begin

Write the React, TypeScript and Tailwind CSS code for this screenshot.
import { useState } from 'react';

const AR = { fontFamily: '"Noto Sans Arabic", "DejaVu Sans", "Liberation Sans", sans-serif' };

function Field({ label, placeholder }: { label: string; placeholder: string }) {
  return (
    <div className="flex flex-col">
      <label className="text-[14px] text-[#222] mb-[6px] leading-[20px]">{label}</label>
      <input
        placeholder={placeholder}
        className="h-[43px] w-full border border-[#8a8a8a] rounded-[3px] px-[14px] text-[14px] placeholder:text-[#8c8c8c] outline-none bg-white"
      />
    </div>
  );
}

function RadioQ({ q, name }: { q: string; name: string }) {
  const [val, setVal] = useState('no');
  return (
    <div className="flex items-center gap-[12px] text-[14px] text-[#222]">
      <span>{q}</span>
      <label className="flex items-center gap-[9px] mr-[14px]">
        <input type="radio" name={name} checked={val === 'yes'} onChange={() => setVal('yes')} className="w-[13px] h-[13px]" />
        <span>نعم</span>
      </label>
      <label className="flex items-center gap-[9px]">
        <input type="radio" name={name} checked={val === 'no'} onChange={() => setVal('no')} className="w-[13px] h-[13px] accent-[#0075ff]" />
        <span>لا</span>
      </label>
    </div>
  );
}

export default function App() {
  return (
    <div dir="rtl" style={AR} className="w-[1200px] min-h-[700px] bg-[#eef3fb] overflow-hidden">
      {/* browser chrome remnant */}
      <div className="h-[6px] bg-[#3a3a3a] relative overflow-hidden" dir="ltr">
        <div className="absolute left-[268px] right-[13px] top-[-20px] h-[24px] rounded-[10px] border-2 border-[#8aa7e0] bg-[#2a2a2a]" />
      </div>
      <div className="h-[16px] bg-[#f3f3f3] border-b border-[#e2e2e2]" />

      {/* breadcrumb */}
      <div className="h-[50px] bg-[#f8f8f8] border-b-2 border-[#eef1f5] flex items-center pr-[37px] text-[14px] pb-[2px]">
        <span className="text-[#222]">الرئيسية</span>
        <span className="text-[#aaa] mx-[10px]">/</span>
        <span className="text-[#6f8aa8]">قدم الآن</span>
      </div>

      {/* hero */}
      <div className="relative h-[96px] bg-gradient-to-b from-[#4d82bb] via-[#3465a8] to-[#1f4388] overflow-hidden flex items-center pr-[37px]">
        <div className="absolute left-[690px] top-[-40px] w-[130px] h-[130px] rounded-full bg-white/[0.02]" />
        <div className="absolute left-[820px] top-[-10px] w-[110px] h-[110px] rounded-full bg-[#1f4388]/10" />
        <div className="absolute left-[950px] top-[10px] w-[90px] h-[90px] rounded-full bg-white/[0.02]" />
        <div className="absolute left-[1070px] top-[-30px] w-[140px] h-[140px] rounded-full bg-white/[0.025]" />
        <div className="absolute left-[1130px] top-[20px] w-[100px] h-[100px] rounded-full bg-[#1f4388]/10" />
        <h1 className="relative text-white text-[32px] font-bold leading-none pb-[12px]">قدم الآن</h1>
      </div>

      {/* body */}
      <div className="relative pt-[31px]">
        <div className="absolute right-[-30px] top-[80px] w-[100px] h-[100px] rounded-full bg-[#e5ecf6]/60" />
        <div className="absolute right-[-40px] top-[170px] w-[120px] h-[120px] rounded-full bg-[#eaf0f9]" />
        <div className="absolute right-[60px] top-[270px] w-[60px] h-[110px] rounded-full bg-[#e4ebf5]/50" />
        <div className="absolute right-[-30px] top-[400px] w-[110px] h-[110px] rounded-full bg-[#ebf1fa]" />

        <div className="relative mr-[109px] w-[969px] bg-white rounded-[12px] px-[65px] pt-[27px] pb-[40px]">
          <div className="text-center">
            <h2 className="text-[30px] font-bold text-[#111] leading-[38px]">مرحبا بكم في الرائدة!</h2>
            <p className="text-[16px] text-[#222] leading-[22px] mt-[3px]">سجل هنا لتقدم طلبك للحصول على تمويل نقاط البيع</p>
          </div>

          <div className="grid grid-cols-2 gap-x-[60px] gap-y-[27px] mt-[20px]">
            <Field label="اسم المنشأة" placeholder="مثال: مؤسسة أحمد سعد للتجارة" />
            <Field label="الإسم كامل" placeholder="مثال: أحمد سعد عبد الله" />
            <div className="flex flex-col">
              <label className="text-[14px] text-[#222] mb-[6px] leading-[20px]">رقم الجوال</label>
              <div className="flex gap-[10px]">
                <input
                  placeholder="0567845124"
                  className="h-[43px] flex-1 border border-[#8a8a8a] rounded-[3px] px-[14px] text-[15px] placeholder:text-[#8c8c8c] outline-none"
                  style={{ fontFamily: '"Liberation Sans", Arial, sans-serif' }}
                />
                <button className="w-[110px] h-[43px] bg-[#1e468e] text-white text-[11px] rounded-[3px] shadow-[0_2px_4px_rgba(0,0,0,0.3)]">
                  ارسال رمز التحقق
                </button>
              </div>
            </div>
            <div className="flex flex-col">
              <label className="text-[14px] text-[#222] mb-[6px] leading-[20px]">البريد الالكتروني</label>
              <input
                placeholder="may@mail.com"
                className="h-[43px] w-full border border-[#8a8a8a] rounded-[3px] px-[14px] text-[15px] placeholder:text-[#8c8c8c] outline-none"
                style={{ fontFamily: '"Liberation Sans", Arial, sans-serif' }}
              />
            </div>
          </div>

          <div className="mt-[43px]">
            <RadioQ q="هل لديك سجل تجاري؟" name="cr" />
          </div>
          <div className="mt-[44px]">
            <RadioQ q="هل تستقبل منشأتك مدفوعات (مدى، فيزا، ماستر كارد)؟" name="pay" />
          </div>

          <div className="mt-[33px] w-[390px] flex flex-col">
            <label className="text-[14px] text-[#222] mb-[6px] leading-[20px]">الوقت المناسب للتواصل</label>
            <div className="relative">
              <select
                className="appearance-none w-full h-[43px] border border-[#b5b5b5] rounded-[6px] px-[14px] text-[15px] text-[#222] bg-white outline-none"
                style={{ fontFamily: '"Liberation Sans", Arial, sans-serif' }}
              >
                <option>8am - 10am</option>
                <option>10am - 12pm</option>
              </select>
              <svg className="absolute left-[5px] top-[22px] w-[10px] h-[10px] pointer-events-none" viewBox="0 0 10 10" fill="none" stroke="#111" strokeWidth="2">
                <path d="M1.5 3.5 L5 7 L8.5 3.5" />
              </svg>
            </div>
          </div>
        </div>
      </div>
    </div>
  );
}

end

Output the listing above exactly as it appears.

Write the React, TypeScript and Tailwind CSS code for this screenshot.
import { useState } from 'react';

const AR = { fontFamily: '"Noto Sans Arabic", "DejaVu Sans", "Liberation Sans", sans-serif' };

function Field({ label, placeholder }: { label: string; placeholder: string }) {
  return (
    <div className="flex flex-col">
      <label className="text-[14px] text-[#222] mb-[6px] leading-[20px]">{label}</label>
      <input
        placeholder={placeholder}
        className="h-[43px] w-full border border-[#8a8a8a] rounded-[3px] px-[14px] text-[14px] placeholder:text-[#8c8c8c] outline-none bg-white"
      />
    </div>
  );
}

function RadioQ({ q, name }: { q: string; name: string }) {
  const [val, setVal] = useState('no');
  return (
    <div className="flex items-center gap-[12px] text-[14px] text-[#222]">
      <span>{q}</span>
      <label className="flex items-center gap-[9px] mr-[14px]">
        <input type="radio" name={name} checked={val === 'yes'} onChange={() => setVal('yes')} className="w-[13px] h-[13px]" />
        <span>نعم</span>
      </label>
      <label className="flex items-center gap-[9px]">
        <input type="radio" name={name} checked={val === 'no'} onChange={() => setVal('no')} className="w-[13px] h-[13px] accent-[#0075ff]" />
        <span>لا</span>
      </label>
    </div>
  );
}

export default function App() {
  return (
    <div dir="rtl" style={AR} className="w-[1200px] min-h-[700px] bg-[#eef3fb] overflow-hidden">
      {/* browser chrome remnant */}
      <div className="h-[6px] bg-[#3a3a3a] relative overflow-hidden" dir="ltr">
        <div className="absolute left-[268px] right-[13px] top-[-20px] h-[24px] rounded-[10px] border-2 border-[#8aa7e0] bg-[#2a2a2a]" />
      </div>
      <div className="h-[16px] bg-[#f3f3f3] border-b border-[#e2e2e2]" />

      {/* breadcrumb */}
      <div className="h-[50px] bg-[#f8f8f8] border-b-2 border-[#eef1f5] flex items-center pr-[37px] text-[14px] pb-[2px]">
        <span className="text-[#222]">الرئيسية</span>
        <span className="text-[#aaa] mx-[10px]">/</span>
        <span className="text-[#6f8aa8]">قدم الآن</span>
      </div>

      {/* hero */}
      <div className="relative h-[96px] bg-gradient-to-b from-[#4d82bb] via-[#3465a8] to-[#1f4388] overflow-hidden flex items-center pr-[37px]">
        <div className="absolute left-[690px] top-[-40px] w-[130px] h-[130px] rounded-full bg-white/[0.02]" />
        <div className="absolute left-[820px] top-[-10px] w-[110px] h-[110px] rounded-full bg-[#1f4388]/10" />
        <div className="absolute left-[950px] top-[10px] w-[90px] h-[90px] rounded-full bg-white/[0.02]" />
        <div className="absolute left-[1070px] top-[-30px] w-[140px] h-[140px] rounded-full bg-white/[0.025]" />
        <div className="absolute left-[1130px] top-[20px] w-[100px] h-[100px] rounded-full bg-[#1f4388]/10" />
        <h1 className="relative text-white text-[32px] font-bold leading-none pb-[12px]">قدم الآن</h1>
      </div>

      {/* body */}
      <div className="relative pt-[31px]">
        <div className="absolute right-[-30px] top-[80px] w-[100px] h-[100px] rounded-full bg-[#e5ecf6]/60" />
        <div className="absolute right-[-40px] top-[170px] w-[120px] h-[120px] rounded-full bg-[#eaf0f9]" />
        <div className="absolute right-[60px] top-[270px] w-[60px] h-[110px] rounded-full bg-[#e4ebf5]/50" />
        <div className="absolute right-[-30px] top-[400px] w-[110px] h-[110px] rounded-full bg-[#ebf1fa]" />

        <div className="relative mr-[109px] w-[969px] bg-white rounded-[12px] px-[65px] pt-[27px] pb-[40px]">
          <div className="text-center">
            <h2 className="text-[30px] font-bold text-[#111] leading-[38px]">مرحبا بكم في الرائدة!</h2>
            <p className="text-[16px] text-[#222] leading-[22px] mt-[3px]">سجل هنا لتقدم طلبك للحصول على تمويل نقاط البيع</p>
          </div>

          <div className="grid grid-cols-2 gap-x-[60px] gap-y-[27px] mt-[20px]">
            <Field label="اسم المنشأة" placeholder="مثال: مؤسسة أحمد سعد للتجارة" />
            <Field label="الإسم كامل" placeholder="مثال: أحمد سعد عبد الله" />
            <div className="flex flex-col">
              <label className="text-[14px] text-[#222] mb-[6px] leading-[20px]">رقم الجوال</label>
              <div className="flex gap-[10px]">
                <input
                  placeholder="0567845124"
                  className="h-[43px] flex-1 border border-[#8a8a8a] rounded-[3px] px-[14px] text-[15px] placeholder:text-[#8c8c8c] outline-none"
                  style={{ fontFamily: '"Liberation Sans", Arial, sans-serif' }}
                />
                <button className="w-[110px] h-[43px] bg-[#1e468e] text-white text-[11px] rounded-[3px] shadow-[0_2px_4px_rgba(0,0,0,0.3)]">
                  ارسال رمز التحقق
                </button>
              </div>
            </div>
            <div className="flex flex-col">
              <label className="text-[14px] text-[#222] mb-[6px] leading-[20px]">البريد الالكتروني</label>
              <input
                placeholder="may@mail.com"
                className="h-[43px] w-full border border-[#8a8a8a] rounded-[3px] px-[14px] text-[15px] placeholder:text-[#8c8c8c] outline-none"
                style={{ fontFamily: '"Liberation Sans", Arial, sans-serif' }}
              />
            </div>
          </div>

          <div className="mt-[43px]">
            <RadioQ q="هل لديك سجل تجاري؟" name="cr" />
          </div>
          <div className="mt-[44px]">
            <RadioQ q="هل تستقبل منشأتك مدفوعات (مدى، فيزا، ماستر كارد)؟" name="pay" />
          </div>

          <div className="mt-[33px] w-[390px] flex flex-col">
            <label className="text-[14px] text-[#222] mb-[6px] leading-[20px]">الوقت المناسب للتواصل</label>
            <div className="relative">
              <select
                className="appearance-none w-full h-[43px] border border-[#b5b5b5] rounded-[6px] px-[14px] text-[15px] text-[#222] bg-white outline-none"
                style={{ fontFamily: '"Liberation Sans", Arial, sans-serif' }}
              >
                <option>8am - 10am</option>
                <option>10am - 12pm</option>
              </select>
              <svg className="absolute left-[5px] top-[22px] w-[10px] h-[10px] pointer-events-none" viewBox="0 0 10 10" fill="none" stroke="#111" strokeWidth="2">
                <path d="M1.5 3.5 L5 7 L8.5 3.5" />
              </svg>
            </div>
          </div>
        </div>
      </div>
    </div>
  );
}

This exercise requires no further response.